Ousadia é o ato de ousar, não é poesia. Ousadia não é um artigo para ser guardado. Ousadia não é falta de educação, não é ser estúpido. Ousadia é fazer ou dizer algo que a maioria das pessoas não teria coragem de fazer ou dizer. Ousado é ser inovador, corajoso e valente.

João Batista era santo, justo, ousado e pagou o preço por isso. Você pode pensar: “É melhor fazer uma música que não incomode ninguém.” A raiz da ousadia do seu ministério não está na quantidade de CDs que você vende, a ousadia está na coragem de dizer que você é luz. Quem sabe que não vai ser abandonado por Deus é ousado. A Bíblia está cheia de relatos de homens que foram ousados, que tiveram a coragem de ser luz, sabendo que não seriam abandonados. Guarde bem esta frase:

“Sê para Deus como um pássaro que sente o galho tremer e continua a cantar, sabendo que tem asas” (Dom Bosco).

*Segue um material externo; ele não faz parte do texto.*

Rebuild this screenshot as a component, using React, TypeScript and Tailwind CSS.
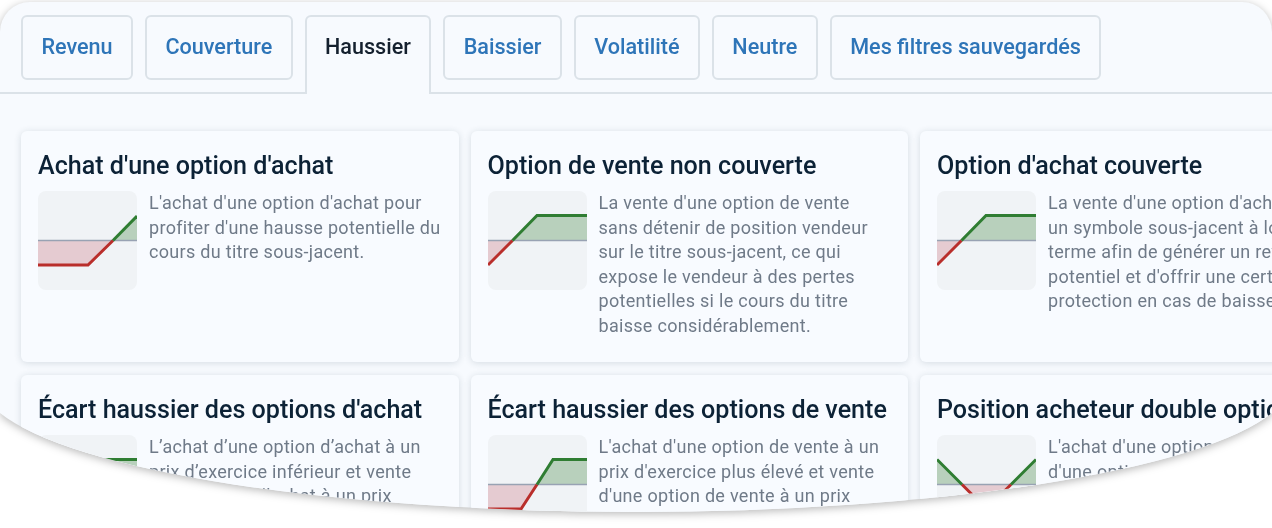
const tabs = ["Revenu", "Couverture", "Haussier", "Baissier", "Volatilité", "Neutre", "Mes filtres sauvegardés"];

const GREEN = "#2f7d32";
const RED = "#b92e2b";
const GFILL = "#b8d0bc";
const RFILL = "#e5cbd1";
const AXIS = "#98a2b3";

type ChartKind = "call" | "put" | "spread" | "straddle";

function Chart({ kind }: { kind: ChartKind }) {
  return (
    <svg viewBox="0 0 99 99" className="h-[99px] w-[99px] shrink-0 rounded-lg bg-[#f0f3f6]">
      {kind === "call" && (
        <>
          <path d="M0 49.5H75L50 74H0Z" fill={RFILL} />
          <path d="M75 49.5L99 25V49.5Z" fill={GFILL} />
          <line x1="0" y1="49.5" x2="99" y2="49.5" stroke={AXIS} strokeWidth="1.3" />
          <path d="M0 74H50L75 49.5" fill="none" stroke={RED} strokeWidth="3" />
          <path d="M75 49.5L99 25" fill="none" stroke={GREEN} strokeWidth="3" />
        </>
      )}
      {kind === "put" && (
        <>
          <path d="M0 49.5H24.5L0 74Z" fill={RFILL} />
          <path d="M24.5 49.5L49 24.5H99V49.5Z" fill={GFILL} />
          <line x1="0" y1="49.5" x2="99" y2="49.5" stroke={AXIS} strokeWidth="1.3" />
          <path d="M0 74L24.5 49.5" fill="none" stroke={RED} strokeWidth="3" />
          <path d="M24.5 49.5L49 24.5H99" fill="none" stroke={GREEN} strokeWidth="3" />
        </>
      )}
      {kind === "spread" && (
        <>
          <path d="M0 49.5H49L33 74H0Z" fill={RFILL} />
          <path d="M49 49.5L65 24.5H99V49.5Z" fill={GFILL} />
          <line x1="0" y1="49.5" x2="99" y2="49.5" stroke={AXIS} strokeWidth="1.3" />
          <path d="M0 74H33L49 49.5" fill="none" stroke={RED} strokeWidth="3" />
          <path d="M49 49.5L65 24.5H99" fill="none" stroke={GREEN} strokeWidth="3" />
        </>
      )}
      {kind === "straddle" && (
        <>
          <path d="M0 24.5L25 49.5H0Z" fill={GFILL} />
          <path d="M99 24.5L74 49.5H99Z" fill={GFILL} />
          <path d="M25 49.5H74L49.5 74Z" fill={RFILL} />
          <line x1="0" y1="49.5" x2="99" y2="49.5" stroke={AXIS} strokeWidth="1.3" />
          <path d="M25 49.5L49.5 74L74 49.5" fill="none" stroke={RED} strokeWidth="3" />
          <path d="M0 24.5L25 49.5M74 49.5L99 24.5" fill="none" stroke={GREEN} strokeWidth="3" />
        </>
      )}
    </svg>
  );
}

const cards: { title: string; kind: ChartKind; text: string }[] = [
  { title: "Achat d'une option d'achat", kind: "call", text: "L'achat d'une option d'achat pour profiter d'une hausse potentielle du cours du titre sous-jacent." },
  { title: "Option de vente non couverte", kind: "put", text: "La vente d'une option de vente sans détenir de position vendeur sur le titre sous-jacent, ce qui expose le vendeur à des pertes potentielles si le cours du titre baisse considérablement." },
  { title: "Option d'achat couverte", kind: "put", text: "La vente d'une option d'achat sur un symbole sous-jacent à long terme afin de générer un revenu potentiel et d'offrir une certaine protection en cas de baisse." },
  { title: "Écart haussier des options d'achat", kind: "spread", text: "L’achat d’une option d’achat à un prix d’exercice inférieur et vente d’une option d’achat à un prix d’exercice supérieur." },
  { title: "Écart haussier des options de vente", kind: "spread", text: "L'achat d'une option de vente à un prix d'exercice plus élevé et vente d'une option de vente à un prix d'exercice inférieur." },
  { title: "Position acheteur double option", kind: "straddle", text: "L'achat d'une option d'achat et d'une option de vente au même prix d'exercice." },
];

export default function App() {
  return (
    <div className="h-[528px] w-[1272px] overflow-hidden bg-white pt-[2px] font-['Roboto',sans-serif]">
      <div className="drop-shadow-[0_2px_4px_rgba(0,0,0,0.28)]">
        <div className="h-[511px] w-[1272px] overflow-hidden bg-[#f7fafe] [clip-path:path('M0_30A30_30_0_0_1_30_0H1242A30_30_0_0_1_1272_30V411A655_130_0_0_1_0_411Z')]">
          <div className="flex h-[92px] items-start gap-3 border-b-2 border-[#dbe2e8] pl-[21px] pt-[13px]">
            {tabs.map((t) =>
              t === "Haussier" ? (
                <div
                  key={t}
                  className="flex h-[79px] items-start rounded-t-md border-2 border-b-0 border-[#dbe2e8] bg-[#f7fafe] px-[18.4px] pt-[17px] text-[21.6px] font-medium leading-[26px] text-[#14202e]"
                >
                  {t}
                </div>
              ) : (
                <div
                  key={t}
                  className="flex h-[65px] items-start rounded-md border-2 border-[#dbe2e8] px-[18.4px] pt-[17px] text-[21.6px] font-medium leading-[26px] text-[#2e75b8]"
                >
                  {t}
                </div>
              )
            )}
          </div>
          <div className="grid grid-cols-[437.5px_437.5px_437.5px] auto-rows-[231px] gap-x-3 gap-y-[13px] pl-[21px] pt-[37px]">
            {cards.map((c) => (
              <div key={c.title} className="rounded-md bg-[#f8fbff] px-[17px] pt-[17px] shadow-[0_1px_7px_rgba(40,60,80,0.16)]">
                <h3 className="whitespace-nowrap text-[25.1px] font-medium leading-[36px] text-[#0c2236]">
                  {c.title}
                </h3>
                <div className="mt-[7px] flex gap-3">
                  <Chart kind={c.kind} />
                  <p className="w-[294px] shrink-0 text-[18px] leading-[24.6px] tracking-[0.3px] text-[#6f7a88]">
                    {c.text}
                  </p>
                </div>
              </div>
            ))}
          </div>
        </div>
      </div>
    </div>
  );
}
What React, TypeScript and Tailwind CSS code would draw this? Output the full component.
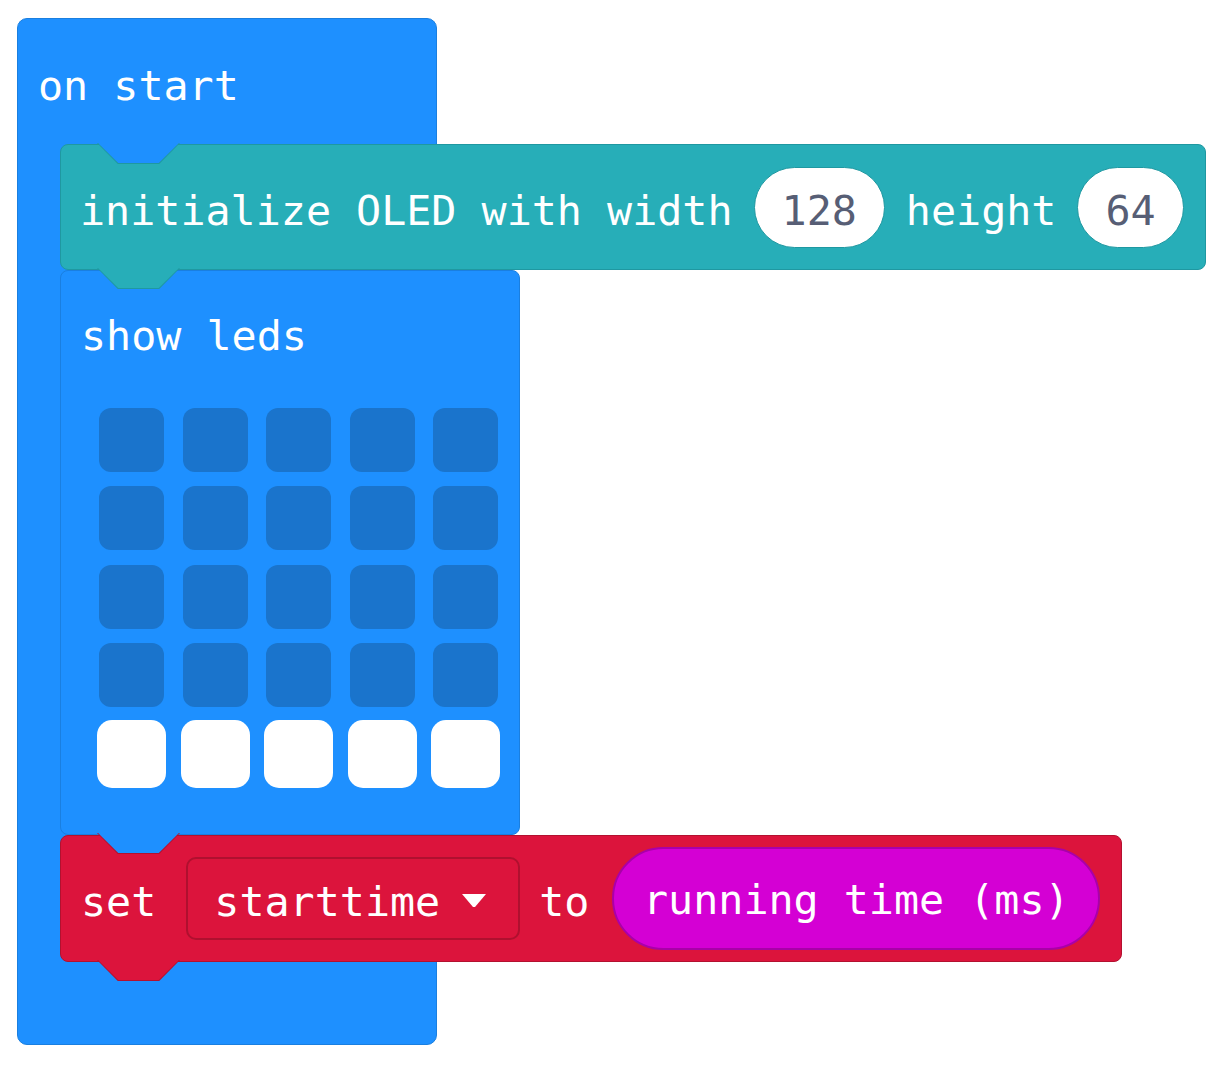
import React from 'react'

const mono = "font-['DejaVu_Sans_Mono',monospace] text-[41.7px] leading-[48px] whitespace-pre"

const Tab: React.FC<{ edge: string; fill: string; pos: string }> = ({ edge, fill, pos }) => (
  <div className={`absolute top-[calc(100%-1px)] z-10 w-[83px] h-[21px] [clip-path:polygon(0_0,100%_0,75%_100%,25%_100%)] ${pos} ${edge}`}>
    <div className={`ml-[1px] w-[81px] h-[20px] [clip-path:polygon(0_0,100%_0,75%_100%,25%_100%)] ${fill}`} />
  </div>
)

const Led: React.FC<{ on?: boolean }> = ({ on }) =>
  on ? (
    <div className="w-[65px] h-[64px] rounded-[13px] bg-white shadow-[0_0_0_2px_#ffffff]" />
  ) : (
    <div className="w-[65px] h-[64px] rounded-[12px] bg-[#1a74cc]" />
  )

const InitBlock: React.FC = () => (
  <div className="relative w-max h-[126px] flex items-center gap-[21px] pl-[19px] pr-[21px] bg-[#27aeb8] border border-[#1f98a1] rounded-[8px] text-white">
    <span className={`${mono} pt-2`}>initialize OLED with width</span>
    <div className="h-[81px] flex items-center px-[27px] bg-white border border-[#1f98a1] rounded-full text-[#575e75]">
      <span className={`${mono} pt-2`}>128</span>
    </div>
    <span className={`${mono} pt-2`}>height</span>
    <div className="h-[81px] flex items-center px-[27px] bg-white border border-[#1f98a1] rounded-full text-[#575e75]">
      <span className={`${mono} pt-2`}>64</span>
    </div>
    <Tab pos="left-[36px]" edge="bg-[#1f98a1]" fill="bg-[#27aeb8]" />
  </div>
)

const ShowLeds: React.FC = () => {
  const rows = [false, false, false, false, true]
  return (
    <div className="relative w-[460px] pl-[20px] pt-[40.5px] pb-[48.4px] bg-[#1e90ff] border border-[#1a7fe0] rounded-[8px] text-white">
      <div className={mono}>show leds</div>
      <div className="mt-[48.5px] ml-[18px] grid grid-cols-[repeat(5,65px)] gap-x-[18.6px] gap-y-[14.4px]">
        {rows.map((on, r) =>
          [0, 1, 2, 3, 4].map(c => <Led key={`${r}-${c}`} on={on} />)
        )}
      </div>
      <Tab pos="left-[36px]" edge="bg-[#b3112f]" fill="bg-[#1e90ff]" />
    </div>
  )
}

const SetBlock: React.FC = () => (
  <div className="relative w-max h-[127px] flex items-center pl-[20px] pr-[21px] bg-[#dc143c] border border-[#b3112f] rounded-[8px] text-white">
    <span className={`${mono} pt-2`}>set</span>
    <div className="ml-[30px] h-[83px] flex items-center pl-[26px] pr-[31px] border-2 border-[#b0102f] rounded-[10px]">
      <span className={`${mono} pt-2`}>starttime</span>
      <svg width="26" height="15" viewBox="0 0 26 15" className="ml-[21px] mt-[4px]">
        <polygon points="1,1 25,1 14,14 12,14" fill="#ffffff" />
      </svg>
    </div>
    <span className={`${mono} pt-2 ml-[19px]`}>to</span>
    <div className="ml-[23px] h-[103px] flex items-center px-[28.6px] bg-[#d400d4] border-2 border-[#a900a9] rounded-full">
      <span className={`${mono} pt-1`}>running time (ms)</span>
    </div>
    <Tab pos="left-[36px]" edge="bg-[#b3112f]" fill="bg-[#dc143c]" />
  </div>
)

export default function App() {
  return (
    <div className="min-h-screen bg-white pl-[17px] pt-[18px]">
      <div className="relative w-[420px] bg-[#1e90ff] border border-[#1a7fe0] rounded-[10px] text-white">
        <div className="relative h-[125px] pl-[20px] pt-[42.5px]">
          <div className={mono}>on start</div>
          <Tab pos="left-[79px]" edge="bg-[#1f98a1]" fill="bg-[#1e90ff]" />
        </div>
        <div className="ml-[42px] flex flex-col items-start">
          <InitBlock />
          <ShowLeds />
          <SetBlock />
        </div>
        <div className="h-[82px]" />
      </div>
    </div>
  )
}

Não é verdade que várias vezes no seu ministério você sentiu o “galho” tremer? Você tinha aquilo que lhe dava segurança e de repente isso sumiu, não tinha mais. Ao perder a segurança corro o risco de vender minha identidade. Quantas vezes, sem perceber, em troca do aplauso você fez o que não tinha que fazer.

Esse pássaro é ousado e continua a cantar, porque sabe que tem asas. Voltemos ao primeiro amor, ao tempo em que sabíamos que tínhamos asas, ao tempo em que não precisávamos dos aplausos para tocar.

De repente, fomos ficando com medo, porque o “galho” foi tremendo e fomos fechando o bico, porque esquecemos que temos asas. Deus está o chamando a voltar a ter a ousadia do início, quando nem havia tanta estrutura. Deus promete a você que nunca o deixará. Todas as vezes em que você se esquece disso, você corre o risco de prostituir seu dom.

Seria muito bom que você voltasse à ousadia do início, do tempo em que o chamavam de louco, fanático, porque vivia a radicalidade do Evangelho. Não estou falando de saudosismo, mas de lembrar que você tem asas. É ridículo quando o passarinho se esquece que tem asas e rasteja! Ousadia é ter discernimento.